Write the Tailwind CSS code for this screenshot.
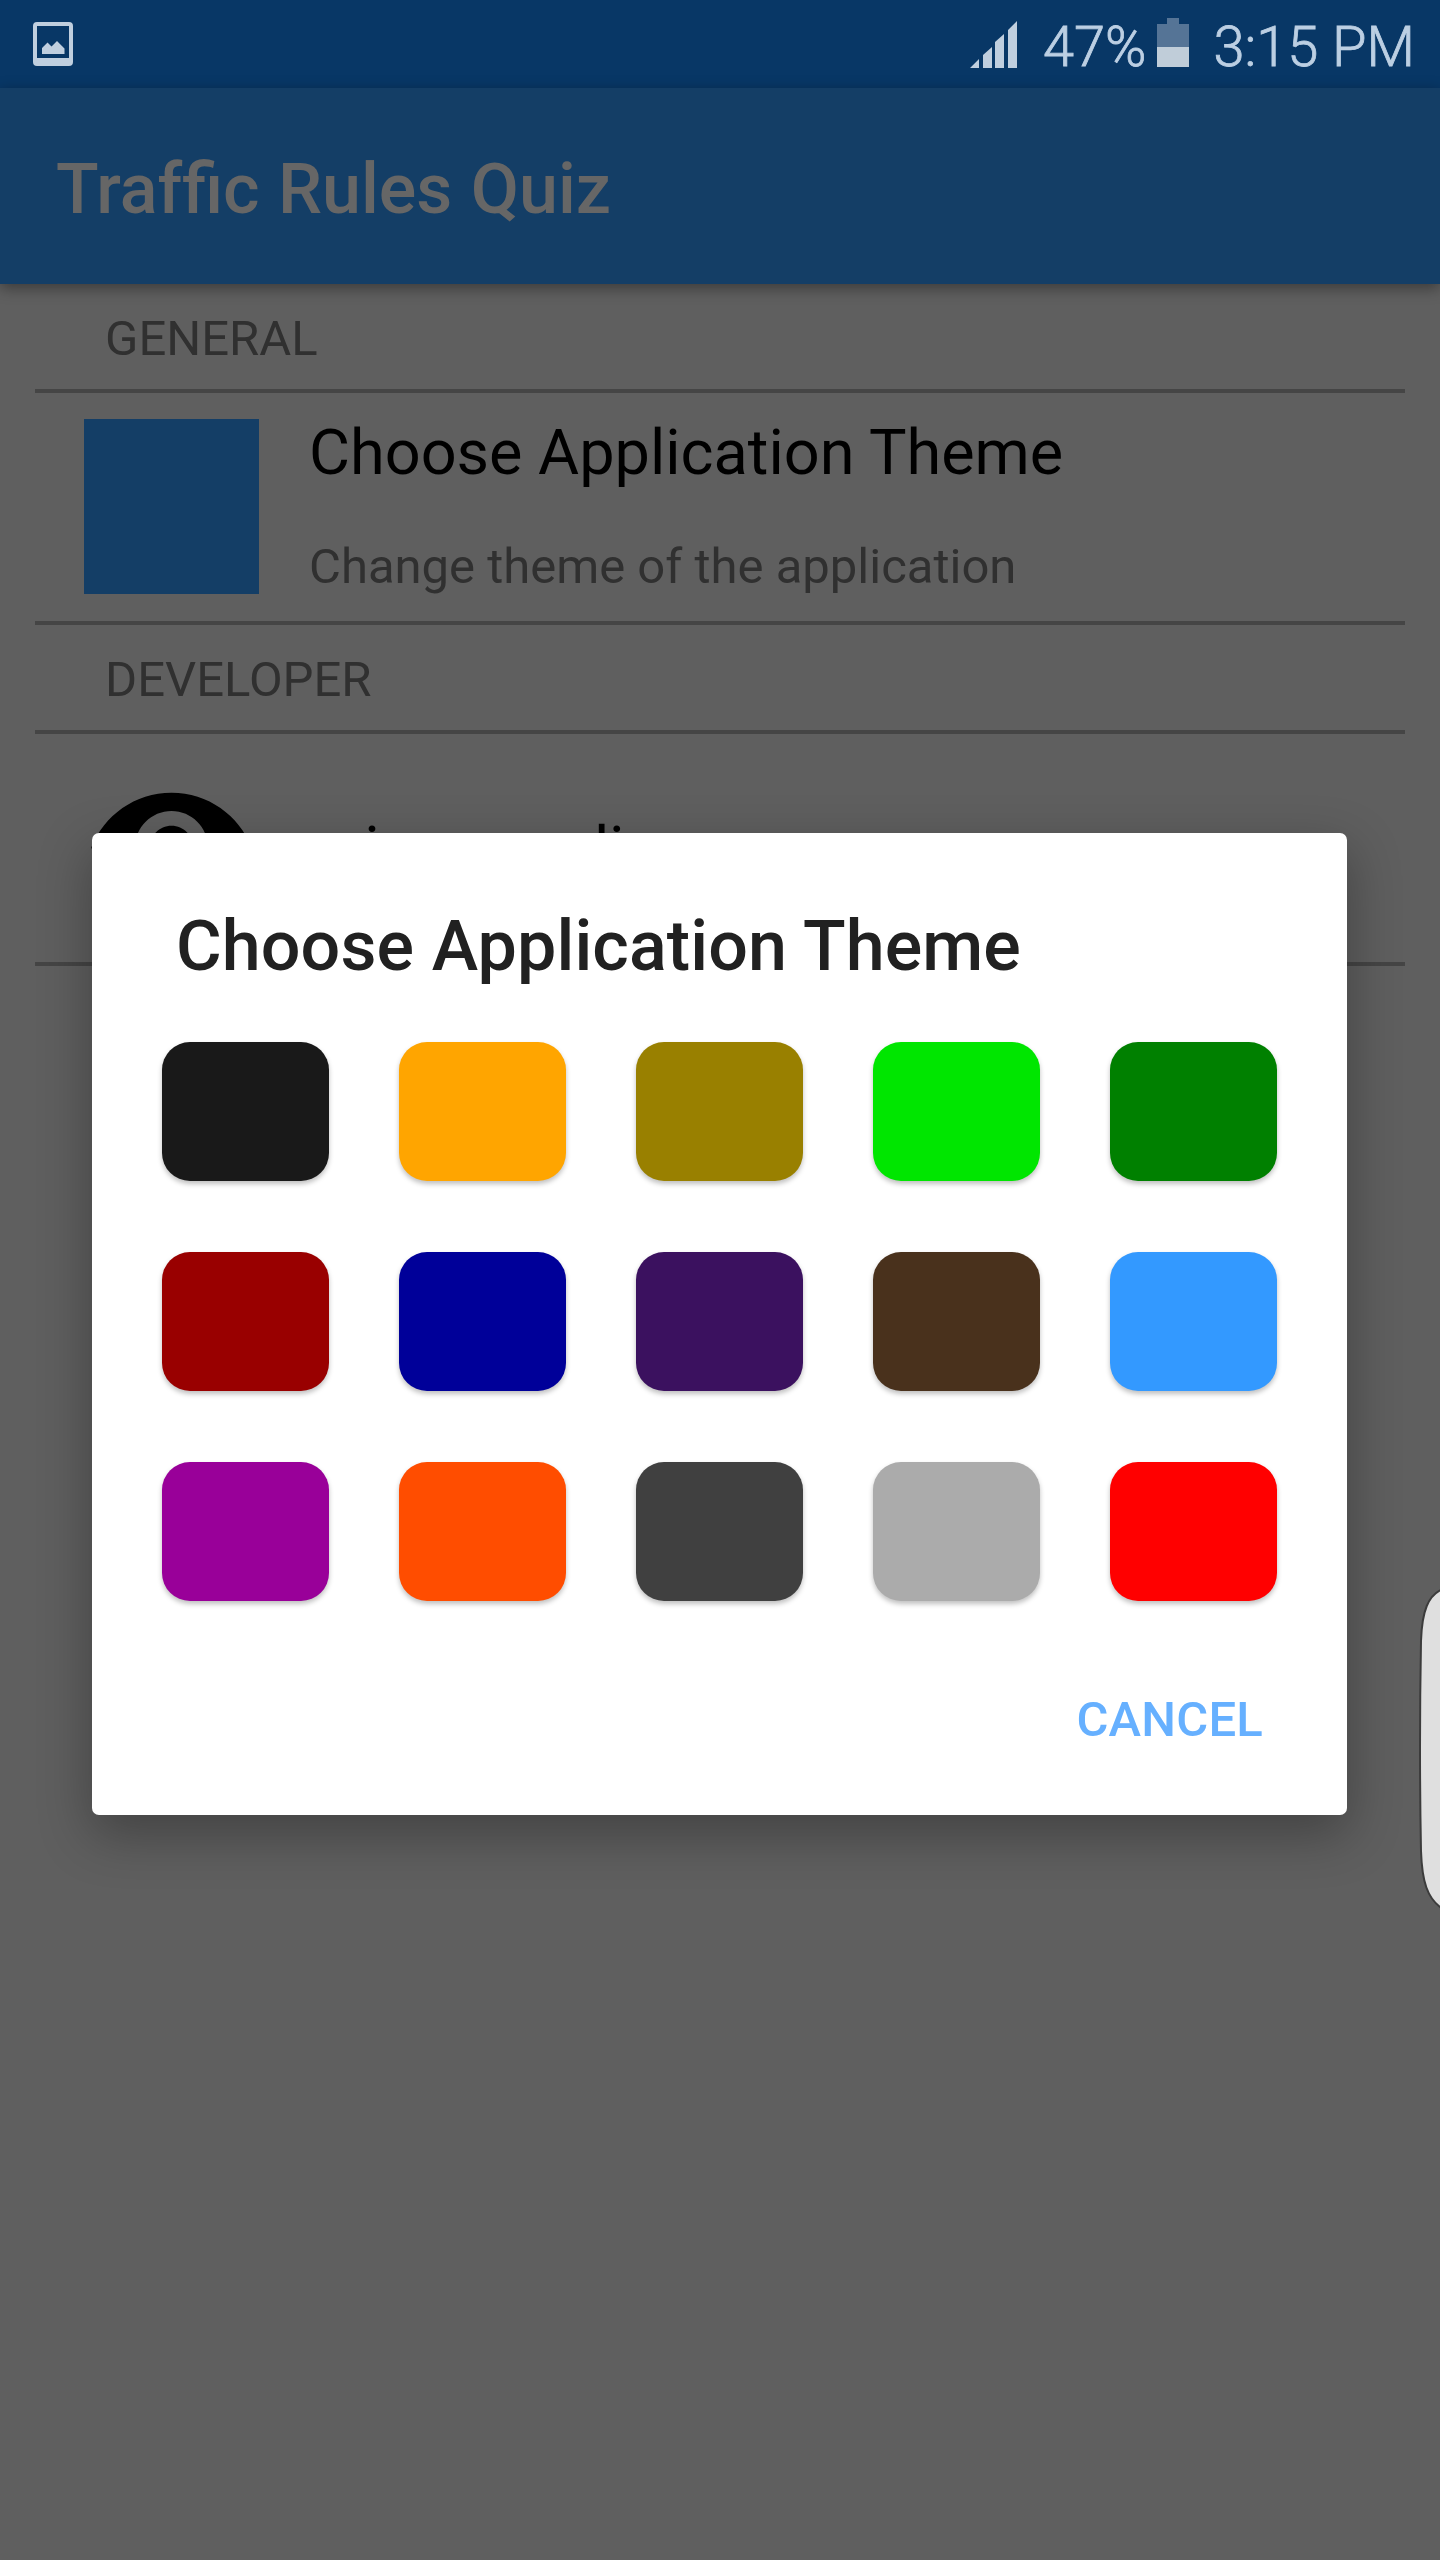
<!DOCTYPE html>
<html lang="en">
  <head>
    <meta charset="UTF-8" />
    <meta name="viewport" content="width=device-width, initial-scale=1.0" />
    <title>Traffic Rules Quiz</title>
    <script src="https://cdn.jsdelivr.net/npm/@tailwindcss/browser@4"></script>
  </head>
  <body class="bg-[#5f5f5f] font-[Roboto,sans-serif]">
    <div class="relative w-[1440px] h-[2560px] overflow-hidden">
      <!-- Status bar -->
      <div class="h-[88px] bg-[#083766] flex items-center justify-between pl-8 pr-[25px] text-[#bccfe3]">
        <svg class="w-[42px] h-[44px]" viewBox="0 0 42 44" fill="#c0cfdf">
          <path fill-rule="evenodd" d="M5 0h32a4 4 0 0 1 4 4v36a4 4 0 0 1-4 4H5a4 4 0 0 1-4-4V4a4 4 0 0 1 4-4zM5 4v32h32V4z" />
          <path d="M10 32v-6l5.500-5.500 4 4 5.500-5.500 7.500 7.500V32z" />
        </svg>
        <div class="flex items-center">
          <svg class="w-[48px] h-[47px] mr-[25px]" viewBox="0 0 48 47" fill="#c0cfdf">
            <path d="M0 47l9-9v9zM13 47V34l9-8v21zM25 47V21l9-8v34zM38 47V9l9-9v47z" />
          </svg>
          <span class="pt-[6px] text-[56px] leading-[88px] font-light [-webkit-text-stroke:0.8px_#bccfe3]">47%</span>
          <svg class="w-8 h-[49px] -mt-[3px] ml-[11px] mr-[24px]" viewBox="0 0 32 49">
            <path d="M10 0h12v6h10v23H0V6h10z" fill="#557496" />
            <path d="M0 29h32v20H0z" fill="#c0cdd9" />
          </svg>
          <span class="pt-[6px] text-[56px] leading-[88px] font-light [-webkit-text-stroke:0.8px_#bccfe3]">3:15 PM</span>
        </div>
      </div>

      <!-- App bar -->
      <div class="relative h-[196px] bg-[#143e66] flex items-center pl-14 pt-[6px] shadow-[0_4px_14px_rgba(0,0,0,0.4)]">
        <h1 class="text-[70px] font-medium [word-spacing:1px] text-[#666]">Traf<span class="inline-block">fic</span> Rules Quiz</h1>
      </div>

      <!-- Settings list -->
      <div class="mx-[35px]">
        <div class="h-[109px] pt-[4px] pl-[70px] border-b-4 border-[#454545] flex items-center text-[49px] text-[#303030]">GENERAL</div>
        <div class="h-[232px] pl-[49px] pt-[26px] border-b-4 border-[#454545] flex items-start">
          <div class="w-[175px] h-[175px] bg-[#143e66]"></div>
          <div class="-mt-[3px] ml-[50px] flex flex-col gap-12">
            <div class="text-[63px] leading-[74px] text-black">Choose Application Theme</div>
            <div class="text-[49px] leading-[58px] text-[#303030]">Change theme of the application</div>
          </div>
        </div>
        <div class="h-[109px] pt-[4px] pl-[70px] border-b-4 border-[#454545] flex items-center text-[49px] text-[#303030]">DEVELOPER</div>
        <div class="h-[232px] pl-[49px] pt-[26px] border-b-4 border-[#454545] flex items-start">
          <svg class="w-[175px] h-[175px]" viewBox="0 0 24 24">
            <path d="M12 4.500C7 4.500 2.730 7.610 1 12c1.730 4.390 6 7.500 11 7.500s9.270-3.110 11-7.500c-1.730-4.390-6-7.500-11-7.500zM12 17c-2.760 0-5-2.240-5-5s2.240-5 5-5 5 2.240 5 5-2.240 5-5 5zm0-8c-1.660 0-3 1.340-3 3s1.340 3 3 3 3-1.340 3-3-1.340-3-3-3z" />
          </svg>
          <div class="mt-[53px] ml-[50px] text-[63px] leading-[74px] text-black">micro media</div>
        </div>
      </div>

      <!-- Theme dialog -->
      <div class="absolute left-[92px] top-[833px] w-[1255px] h-[982px] bg-white rounded-[7px] px-[70px] shadow-[0_18px_52px_2px_rgba(0,0,0,0.3)]">
        <h2 class="pt-[72px] pl-[14px] text-[70px] leading-[82px] font-medium tracking-[0.1px] text-[#212121]">Choose Application Theme</h2>
        <div class="mt-[55px] grid grid-cols-5 gap-x-[70px] gap-y-[71px]">
          <button class="h-[139px] rounded-[28px] bg-[#191919] shadow-[0_3px_5px_rgba(0,0,0,0.25)]"></button>
          <button class="h-[139px] rounded-[28px] bg-[#ffa500] shadow-[0_3px_5px_rgba(0,0,0,0.25)]"></button>
          <button class="h-[139px] rounded-[28px] bg-[#998000] shadow-[0_3px_5px_rgba(0,0,0,0.25)]"></button>
          <button class="h-[139px] rounded-[28px] bg-[#00e600] shadow-[0_3px_5px_rgba(0,0,0,0.25)]"></button>
          <button class="h-[139px] rounded-[28px] bg-[#008000] shadow-[0_3px_5px_rgba(0,0,0,0.25)]"></button>
          <button class="h-[139px] rounded-[28px] bg-[#990000] shadow-[0_3px_5px_rgba(0,0,0,0.25)]"></button>
          <button class="h-[139px] rounded-[28px] bg-[#000099] shadow-[0_3px_5px_rgba(0,0,0,0.25)]"></button>
          <button class="h-[139px] rounded-[28px] bg-[#3b115f] shadow-[0_3px_5px_rgba(0,0,0,0.25)]"></button>
          <button class="h-[139px] rounded-[28px] bg-[#49311c] shadow-[0_3px_5px_rgba(0,0,0,0.25)]"></button>
          <button class="h-[139px] rounded-[28px] bg-[#3399ff] shadow-[0_3px_5px_rgba(0,0,0,0.25)]"></button>
          <button class="h-[139px] rounded-[28px] bg-[#990099] shadow-[0_3px_5px_rgba(0,0,0,0.25)]"></button>
          <button class="h-[139px] rounded-[28px] bg-[#ff4d00] shadow-[0_3px_5px_rgba(0,0,0,0.25)]"></button>
          <button class="h-[139px] rounded-[28px] bg-[#404040] shadow-[0_3px_5px_rgba(0,0,0,0.25)]"></button>
          <button class="h-[139px] rounded-[28px] bg-[#ababab] shadow-[0_3px_5px_rgba(0,0,0,0.25)]"></button>
          <button class="h-[139px] rounded-[28px] bg-[#ff0000] shadow-[0_3px_5px_rgba(0,0,0,0.25)]"></button>
        </div>
        <div class="mt-[89px] pr-[14px] flex justify-end">
          <button class="text-[49px] leading-[60px] font-medium tracking-[0.2px] text-[#66b0ff]">CANCEL</button>
        </div>
      </div>

      <!-- Edge panel handle -->
      <svg class="absolute right-0 top-[1585px] w-[21px] h-[328px]" viewBox="0 0 21 328" fill="#dfdfdf" stroke="#3c3c3c" stroke-width="2">
        <path d="M24 4C9 10 3 26 2 56Q0 164 2 266C3 296 8 314 24 324z" />
      </svg>
    </div>
  </body>
</html>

###

Stated problem
Copy the listing exactly. Any image in it stays out of the copy.

Solution
Write the Tailwind CSS code for this screenshot.
<!DOCTYPE html>
<html lang="en">
  <head>
    <meta charset="UTF-8" />
    <meta name="viewport" content="width=device-width, initial-scale=1.0" />
    <title>Traffic Rules Quiz</title>
    <script src="https://cdn.jsdelivr.net/npm/@tailwindcss/browser@4"></script>
  </head>
  <body class="bg-[#5f5f5f] font-[Roboto,sans-serif]">
    <div class="relative w-[1440px] h-[2560px] overflow-hidden">
      <!-- Status bar -->
      <div class="h-[88px] bg-[#083766] flex items-center justify-between pl-8 pr-[25px] text-[#bccfe3]">
        <svg class="w-[42px] h-[44px]" viewBox="0 0 42 44" fill="#c0cfdf">
          <path fill-rule="evenodd" d="M5 0h32a4 4 0 0 1 4 4v36a4 4 0 0 1-4 4H5a4 4 0 0 1-4-4V4a4 4 0 0 1 4-4zM5 4v32h32V4z" />
          <path d="M10 32v-6l5.500-5.500 4 4 5.500-5.500 7.500 7.500V32z" />
        </svg>
        <div class="flex items-center">
          <svg class="w-[48px] h-[47px] mr-[25px]" viewBox="0 0 48 47" fill="#c0cfdf">
            <path d="M0 47l9-9v9zM13 47V34l9-8v21zM25 47V21l9-8v34zM38 47V9l9-9v47z" />
          </svg>
          <span class="pt-[6px] text-[56px] leading-[88px] font-light [-webkit-text-stroke:0.8px_#bccfe3]">47%</span>
          <svg class="w-8 h-[49px] -mt-[3px] ml-[11px] mr-[24px]" viewBox="0 0 32 49">
            <path d="M10 0h12v6h10v23H0V6h10z" fill="#557496" />
            <path d="M0 29h32v20H0z" fill="#c0cdd9" />
          </svg>
          <span class="pt-[6px] text-[56px] leading-[88px] font-light [-webkit-text-stroke:0.8px_#bccfe3]">3:15 PM</span>
        </div>
      </div>

      <!-- App bar -->
      <div class="relative h-[196px] bg-[#143e66] flex items-center pl-14 pt-[6px] shadow-[0_4px_14px_rgba(0,0,0,0.4)]">
        <h1 class="text-[70px] font-medium [word-spacing:1px] text-[#666]">Traf<span class="inline-block">fic</span> Rules Quiz</h1>
      </div>

      <!-- Settings list -->
      <div class="mx-[35px]">
        <div class="h-[109px] pt-[4px] pl-[70px] border-b-4 border-[#454545] flex items-center text-[49px] text-[#303030]">GENERAL</div>
        <div class="h-[232px] pl-[49px] pt-[26px] border-b-4 border-[#454545] flex items-start">
          <div class="w-[175px] h-[175px] bg-[#143e66]"></div>
          <div class="-mt-[3px] ml-[50px] flex flex-col gap-12">
            <div class="text-[63px] leading-[74px] text-black">Choose Application Theme</div>
            <div class="text-[49px] leading-[58px] text-[#303030]">Change theme of the application</div>
          </div>
        </div>
        <div class="h-[109px] pt-[4px] pl-[70px] border-b-4 border-[#454545] flex items-center text-[49px] text-[#303030]">DEVELOPER</div>
        <div class="h-[232px] pl-[49px] pt-[26px] border-b-4 border-[#454545] flex items-start">
          <svg class="w-[175px] h-[175px]" viewBox="0 0 24 24">
            <path d="M12 4.500C7 4.500 2.730 7.610 1 12c1.730 4.390 6 7.500 11 7.500s9.270-3.110 11-7.500c-1.730-4.390-6-7.500-11-7.500zM12 17c-2.760 0-5-2.240-5-5s2.240-5 5-5 5 2.240 5 5-2.240 5-5 5zm0-8c-1.660 0-3 1.340-3 3s1.340 3 3 3 3-1.340 3-3-1.340-3-3-3z" />
          </svg>
          <div class="mt-[53px] ml-[50px] text-[63px] leading-[74px] text-black">micro media</div>
        </div>
      </div>

      <!-- Theme dialog -->
      <div class="absolute left-[92px] top-[833px] w-[1255px] h-[982px] bg-white rounded-[7px] px-[70px] shadow-[0_18px_52px_2px_rgba(0,0,0,0.3)]">
        <h2 class="pt-[72px] pl-[14px] text-[70px] leading-[82px] font-medium tracking-[0.1px] text-[#212121]">Choose Application Theme</h2>
        <div class="mt-[55px] grid grid-cols-5 gap-x-[70px] gap-y-[71px]">
          <button class="h-[139px] rounded-[28px] bg-[#191919] shadow-[0_3px_5px_rgba(0,0,0,0.25)]"></button>
          <button class="h-[139px] rounded-[28px] bg-[#ffa500] shadow-[0_3px_5px_rgba(0,0,0,0.25)]"></button>
          <button class="h-[139px] rounded-[28px] bg-[#998000] shadow-[0_3px_5px_rgba(0,0,0,0.25)]"></button>
          <button class="h-[139px] rounded-[28px] bg-[#00e600] shadow-[0_3px_5px_rgba(0,0,0,0.25)]"></button>
          <button class="h-[139px] rounded-[28px] bg-[#008000] shadow-[0_3px_5px_rgba(0,0,0,0.25)]"></button>
          <button class="h-[139px] rounded-[28px] bg-[#990000] shadow-[0_3px_5px_rgba(0,0,0,0.25)]"></button>
          <button class="h-[139px] rounded-[28px] bg-[#000099] shadow-[0_3px_5px_rgba(0,0,0,0.25)]"></button>
          <button class="h-[139px] rounded-[28px] bg-[#3b115f] shadow-[0_3px_5px_rgba(0,0,0,0.25)]"></button>
          <button class="h-[139px] rounded-[28px] bg-[#49311c] shadow-[0_3px_5px_rgba(0,0,0,0.25)]"></button>
          <button class="h-[139px] rounded-[28px] bg-[#3399ff] shadow-[0_3px_5px_rgba(0,0,0,0.25)]"></button>
          <button class="h-[139px] rounded-[28px] bg-[#990099] shadow-[0_3px_5px_rgba(0,0,0,0.25)]"></button>
          <button class="h-[139px] rounded-[28px] bg-[#ff4d00] shadow-[0_3px_5px_rgba(0,0,0,0.25)]"></button>
          <button class="h-[139px] rounded-[28px] bg-[#404040] shadow-[0_3px_5px_rgba(0,0,0,0.25)]"></button>
          <button class="h-[139px] rounded-[28px] bg-[#ababab] shadow-[0_3px_5px_rgba(0,0,0,0.25)]"></button>
          <button class="h-[139px] rounded-[28px] bg-[#ff0000] shadow-[0_3px_5px_rgba(0,0,0,0.25)]"></button>
        </div>
        <div class="mt-[89px] pr-[14px] flex justify-end">
          <button class="text-[49px] leading-[60px] font-medium tracking-[0.2px] text-[#66b0ff]">CANCEL</button>
        </div>
      </div>

      <!-- Edge panel handle -->
      <svg class="absolute right-0 top-[1585px] w-[21px] h-[328px]" viewBox="0 0 21 328" fill="#dfdfdf" stroke="#3c3c3c" stroke-width="2">
        <path d="M24 4C9 10 3 26 2 56Q0 164 2 266C3 296 8 314 24 324z" />
      </svg>
    </div>
  </body>
</html>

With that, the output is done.